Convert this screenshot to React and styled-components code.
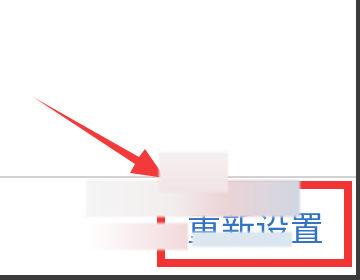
import React from 'react';
import styled, { createGlobalStyle } from 'styled-components';

const Global = createGlobalStyle`
  html, body {
    margin: 0;
    padding: 0;
    background: #3b3b3b;
    width: 360px;
    height: 280px;
    overflow: hidden;
  }
`

const Screen = styled.div`
  position: relative;
  width: 356px;
  height: 275px;
  background: #ffffff;
  display: flex;
  flex-direction: column;
`
const TopArea = styled.div`
  height: 176px;
`
const Divider = styled.div`
  height: 2px;
  background: #d2d2d2;
`
const Footer = styled.div`
  flex: 1;
  display: flex;
  justify-content: flex-end;
  align-items: flex-start;
  padding: 3px 4px 0 0;
`
const Highlight = styled.div`
  box-sizing: border-box;
  width: 195px;
  height: 86px;
  border: 8px solid #f33434;
  display: flex;
  justify-content: center;
  align-items: center;
  padding: 6px 0 0 2px;
`
const ResetLink = styled.span`
  font-family: "Noto Sans CJK SC", "Noto Sans", sans-serif;
  font-size: 34px;
  line-height: 1;
  color: #3373c6;
  letter-spacing: 0.3px;
  filter: blur(0.3px);
`
const Arrow = styled.svg`
  position: absolute;
  left: 0;
  top: 0;
  pointer-events: none;
`
const Smudge = styled.div`
  position: absolute;
  left: ${p => p.x}px;
  top: ${p => p.y}px;
  width: ${p => p.w}px;
  height: ${p => p.h}px;
  background: ${p => p.bg};
  filter: blur(1px);
`

const App = () => {
  return (
    <>
      <Global />
      <Screen>
        <TopArea />
        <Divider />
        <Footer>
          <Highlight>
            <ResetLink>重新设置</ResetLink>
          </Highlight>
        </Footer>
        <Arrow width="356" height="275" viewBox="0 0 356 275">
          <polygon
            points="33,97 139,157 145,149 165,178 130,173 135,164"
            fill="#f23a3a"
          />
        </Arrow>
        <Smudge x={86} y={180} w={214} h={37}
          bg="linear-gradient(90deg, #f5f5f5 0%, #f3eeee 40%, #ecd3d6 65%, #dcd6de 85%, #cfd7e2 100%)" />
        <Smudge x={159} y={152} w={69} h={40}
          bg="linear-gradient(180deg, #f6f0f0 0%, #f1e4e5 100%)" />
        <Smudge x={87} y={223} w={101} h={27}
          bg="linear-gradient(90deg, #ffffff 0%, #f8eced 50%, #f2d9db 100%)" />
        <Smudge x={192} y={232} w={100} h={15}
          bg="linear-gradient(90deg, #dfe8f1 0%, #d9e5ef 100%)" />
      </Screen>
    </>
  );
}

export default App;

▶ [Requirement]
Omit the pictures, and quote the material above exactly as given.

▶ [Full solution]
Convert this screenshot to React and styled-components code.
import React from 'react';
import styled, { createGlobalStyle } from 'styled-components';

const Global = createGlobalStyle`
  html, body {
    margin: 0;
    padding: 0;
    background: #3b3b3b;
    width: 360px;
    height: 280px;
    overflow: hidden;
  }
`

const Screen = styled.div`
  position: relative;
  width: 356px;
  height: 275px;
  background: #ffffff;
  display: flex;
  flex-direction: column;
`
const TopArea = styled.div`
  height: 176px;
`
const Divider = styled.div`
  height: 2px;
  background: #d2d2d2;
`
const Footer = styled.div`
  flex: 1;
  display: flex;
  justify-content: flex-end;
  align-items: flex-start;
  padding: 3px 4px 0 0;
`
const Highlight = styled.div`
  box-sizing: border-box;
  width: 195px;
  height: 86px;
  border: 8px solid #f33434;
  display: flex;
  justify-content: center;
  align-items: center;
  padding: 6px 0 0 2px;
`
const ResetLink = styled.span`
  font-family: "Noto Sans CJK SC", "Noto Sans", sans-serif;
  font-size: 34px;
  line-height: 1;
  color: #3373c6;
  letter-spacing: 0.3px;
  filter: blur(0.3px);
`
const Arrow = styled.svg`
  position: absolute;
  left: 0;
  top: 0;
  pointer-events: none;
`
const Smudge = styled.div`
  position: absolute;
  left: ${p => p.x}px;
  top: ${p => p.y}px;
  width: ${p => p.w}px;
  height: ${p => p.h}px;
  background: ${p => p.bg};
  filter: blur(1px);
`

const App = () => {
  return (
    <>
      <Global />
      <Screen>
        <TopArea />
        <Divider />
        <Footer>
          <Highlight>
            <ResetLink>重新设置</ResetLink>
          </Highlight>
        </Footer>
        <Arrow width="356" height="275" viewBox="0 0 356 275">
          <polygon
            points="33,97 139,157 145,149 165,178 130,173 135,164"
            fill="#f23a3a"
          />
        </Arrow>
        <Smudge x={86} y={180} w={214} h={37}
          bg="linear-gradient(90deg, #f5f5f5 0%, #f3eeee 40%, #ecd3d6 65%, #dcd6de 85%, #cfd7e2 100%)" />
        <Smudge x={159} y={152} w={69} h={40}
          bg="linear-gradient(180deg, #f6f0f0 0%, #f1e4e5 100%)" />
        <Smudge x={87} y={223} w={101} h={27}
          bg="linear-gradient(90deg, #ffffff 0%, #f8eced 50%, #f2d9db 100%)" />
        <Smudge x={192} y={232} w={100} h={15}
          bg="linear-gradient(90deg, #dfe8f1 0%, #d9e5ef 100%)" />
      </Screen>
    </>
  );
}

export default App;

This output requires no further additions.